* TASK STATEMENT
Starting with the first line below, extract each line through the one that contains "</options-dialog>", inclusive, excluding pictures.

* GIVEN DATA
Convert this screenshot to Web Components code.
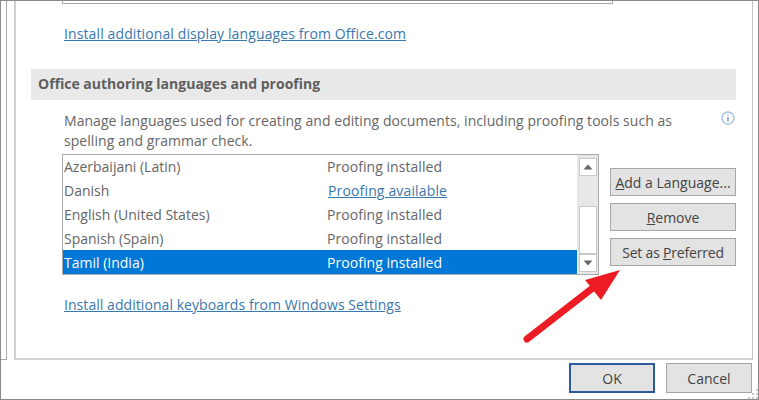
<!DOCTYPE html>
<html lang="en">
<head>
<meta charset="utf-8">
<title>Language options</title>
<style>
    html, body { margin: 0; height: 400px; overflow: hidden; background: white; }
    body { font-family: "Open Sans", "Noto Sans", sans-serif; }
</style>
</head>
<body>
<options-dialog>
    <section-heading>Office authoring languages and proofing</section-heading>
</options-dialog>

<script>
class OfficeLink extends HTMLElement {
    constructor() {
        super();
        this.attachShadow({ mode: "open" });
        this.shadowRoot.innerHTML = `
            <style>
                :host { display: block; color: #3a78b0; text-decoration: underline; font-size: 14px; line-height: 20px; white-space: nowrap; }
            </style>
            <slot></slot>
        `;
    }
}

class SectionHeading extends HTMLElement {
    constructor() {
        super();
        this.attachShadow({ mode: "open" });
        this.shadowRoot.innerHTML = `
            <style>
                :host {
                    display: block;
                    height: 31px;
                    padding-left: 7px;
                    background: #e9e9e9;
                    color: #5f5f5f;
                    font-size: 14px;
                    font-weight: 700;
                    line-height: 30px;
                }
            </style>
            <slot></slot>
        `;
    }
}

class DialogButton extends HTMLElement {
    constructor() {
        super();
        this.attachShadow({ mode: "open" });
        this.shadowRoot.innerHTML = `
            <style>
                :host {
                    display: flex;
                    align-items: center;
                    justify-content: center;
                    box-sizing: border-box;
                    height: 28px;
                    background: #e3e3e3;
                    border: 1px solid #a6a6a6;
                    color: #444;
                    font-size: 14px;
                    white-space: nowrap;
                }
                :host([primary]) { border: 2px solid #2b5a9e; }
            </style>
            <slot></slot>
        `;
    }
}

class LanguageRow extends HTMLElement {
    static get observedAttributes() {
        return ["name", "status"];
    }

    constructor() {
        super();
        this.attachShadow({ mode: "open" });
        this.shadowRoot.innerHTML = `
            <style>
                :host {
                    display: grid;
                    grid-template-columns: 263px 1fr;
                    height: 24px;
                    padding-left: 1px;
                    color: #666;
                    font-size: 14px;
                    line-height: 26px;
                    white-space: nowrap;
                }
                :host([selected]) { background: #0078d7; color: #fff; }
                :host([available]) .status { color: #3a78b0; text-decoration: underline; padding-left: 1px; letter-spacing: 0.15px; }
                .status { letter-spacing: 0.05px; }
            </style>
            <span class="name"></span>
            <span class="status"></span>
        `;
    }

    attributeChangedCallback(name, oldValue, newValue) {
        this.shadowRoot.querySelector("." + name).textContent = newValue;
    }
}

class ListScrollbar extends HTMLElement {
    constructor() {
        super();
        this.attachShadow({ mode: "open" });
        this.shadowRoot.innerHTML = `
            <style>
                :host {
                    display: flex;
                    flex-direction: column;
                    box-sizing: border-box;
                    width: 21px;
                    padding: 3px 1px 2px 2px;
                    background: #e8e8e8;
                }
                .arrow, .thumb { background: #fff; border: 1px solid #c8c8c8; box-sizing: border-box; }
                .arrow { height: 18px; display: flex; align-items: center; justify-content: center; }
                .track { height: 30px; }
                .thumb { flex: 1; }
                svg { display: block; }
            </style>
            <div class="arrow"><svg width="10" height="6" viewBox="0 0 10 6"><path d="M5 0.5 9.5 5.5H0.5Z" fill="#666"/></svg></div>
            <div class="track"></div>
            <div class="thumb"></div>
            <div class="arrow"><svg width="10" height="6" viewBox="0 0 10 6"><path d="M0.5 0.5H9.5L5 5.5Z" fill="#666"/></svg></div>
        `;
    }
}

class LanguageList extends HTMLElement {
    constructor() {
        super();
        this.attachShadow({ mode: "open" });
        this.shadowRoot.innerHTML = `
            <style>
                :host {
                    display: flex;
                    flex: none;
                    box-sizing: border-box;
                    width: 537px;
                    height: 121px;
                    border: 1px solid #a8a8a8;
                }
                .rows { flex: 1; display: flex; flex-direction: column; margin-top: -1px; }
            </style>
            <div class="rows">
                <language-row name="Azerbaijani (Latin)" status="Proofing installed"></language-row>
                <language-row name="Danish" status="Proofing available" available></language-row>
                <language-row name="English (United States)" status="Proofing installed"></language-row>
                <language-row name="Spanish (Spain)" status="Proofing installed"></language-row>
                <language-row name="Tamil (India)" status="Proofing installed" selected></language-row>
            </div>
            <list-scrollbar></list-scrollbar>
        `;
    }
}

class OptionsDialog extends HTMLElement {
    constructor() {
        super();
        this.attachShadow({ mode: "open" });
        this.shadowRoot.innerHTML = `
            <style>
                :host {
                    display: block;
                    position: relative;
                    box-sizing: border-box;
                    width: 759px;
                    height: 400px;
                    border: 1px solid #8a8a8a;
                    overflow: hidden;
                }
                .frame { display: flex; height: 359px; }
                .rail { width: 5px; flex: none; border-right: 1px solid #a8a8a8; border-bottom: 1px solid #a8a8a8; }
                .panel {
                    box-sizing: border-box;
                    flex: none;
                    width: 739px;
                    margin-left: 7px;
                    padding: 0 16px 0 15px;
                    border-left: 2px solid #cfcfcf;
                    border-right: 1px solid #c4c4c4;
                    border-bottom: 2px solid #d4d4d4;
                }
                .top-box {
                    box-sizing: border-box;
                    height: 3px;
                    margin: 0 123px 0 31px;
                    border: 1px solid #a8a8a8;
                    border-top: 0;
                }
                .indent { margin-left: 33px; }
                .install { margin-top: 20px; letter-spacing: 0.115px; }
                ::slotted(section-heading) { margin-top: 25px; width: 698px; }
                .intro-row { display: flex; margin-top: 11px; height: 43px; }
                .intro { width: 640px; color: #666; font-size: 14px; line-height: 20px; margin: 0; letter-spacing: 0.05px; }
                .info { margin: -1px 0 0 19px; display: block; }
                .list-row { display: flex; margin-left: -2px; }
                .actions { display: flex; flex-direction: column; gap: 7px; flex: none; width: 126px; margin: 14px 0 0 11px; }
                .preferred { letter-spacing: -0.2px; }
                .keyboards { margin-top: 20px; letter-spacing: 0.06px; }
                .footer { display: flex; justify-content: flex-end; gap: 11px; padding: 3px 6px 0 0; }
                .footer dialog-button { width: 86px; height: 30px; }
                .arrow { position: absolute; left: 0; top: 0; pointer-events: none; }
                .grip { position: absolute; right: 0; bottom: 0; }
            </style>
            <div class="frame">
                <div class="rail"></div>
                <div class="panel">
                    <div class="top-box"></div>
                    <office-link class="indent install">Install additional display languages from Office.com</office-link>
                    <slot></slot>
                    <div class="indent">
                        <div class="intro-row">
                            <p class="intro">Manage languages used for creating and editing documents, including proofing tools such as spelling and grammar check.</p>
                            <svg class="info" width="16" height="16" viewBox="0 0 16 16" fill="none">
                                <circle cx="8" cy="8" r="6" stroke="#a9c4e6" stroke-width="1.5"/>
                                <path d="M8 7v4.5" stroke="#7d9cc4" stroke-width="1.5"/>
                                <path d="M8 4.5v1.2" stroke="#a9c4e6" stroke-width="1.5"/>
                            </svg>
                        </div>
                        <div class="list-row">
                            <language-list></language-list>
                            <div class="actions">
                                <dialog-button><span><u>A</u>dd a Language...</span></dialog-button>
                                <dialog-button><span><u>R</u>emove</span></dialog-button>
                                <dialog-button><span class="preferred">Set as <u>P</u>referred</span></dialog-button>
                            </div>
                        </div>
                        <office-link class="keyboards">Install additional keyboards from Windows Settings</office-link>
                    </div>
                </div>
            </div>
            <div class="footer">
                <dialog-button primary>OK</dialog-button>
                <dialog-button>Cancel</dialog-button>
            </div>
            <svg class="grip" width="10" height="10" viewBox="0 0 10 10" fill="#c8c8c8">
                <rect x="8" y="0" width="2" height="2"/>
                <rect x="4" y="4" width="2" height="2"/><rect x="8" y="4" width="2" height="2"/>
                <rect x="0" y="8" width="2" height="2"/><rect x="4" y="8" width="2" height="2"/><rect x="8" y="8" width="2" height="2"/>
            </svg>
            <svg class="arrow" width="757" height="398" viewBox="1 1 757 398">
                <path d="M527 339 594 287" stroke="#ed1c24" stroke-width="7" stroke-linecap="round" fill="none"/>
                <path d="M620 270 585 280 601 300Z" fill="#ed1c24"/>
            </svg>
        `;
    }
}

customElements.define("office-link", OfficeLink);
customElements.define("section-heading", SectionHeading);
customElements.define("dialog-button", DialogButton);
customElements.define("language-row", LanguageRow);
customElements.define("list-scrollbar", ListScrollbar);
customElements.define("language-list", LanguageList);
customElements.define("options-dialog", OptionsDialog);
</script>
</body>
</html>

* FINAL ANSWER
Convert this screenshot to Web Components code.
<!DOCTYPE html>
<html lang="en">
<head>
<meta charset="utf-8">
<title>Language options</title>
<style>
    html, body { margin: 0; height: 400px; overflow: hidden; background: white; }
    body { font-family: "Open Sans", "Noto Sans", sans-serif; }
</style>
</head>
<body>
<options-dialog>
    <section-heading>Office authoring languages and proofing</section-heading>
</options-dialog>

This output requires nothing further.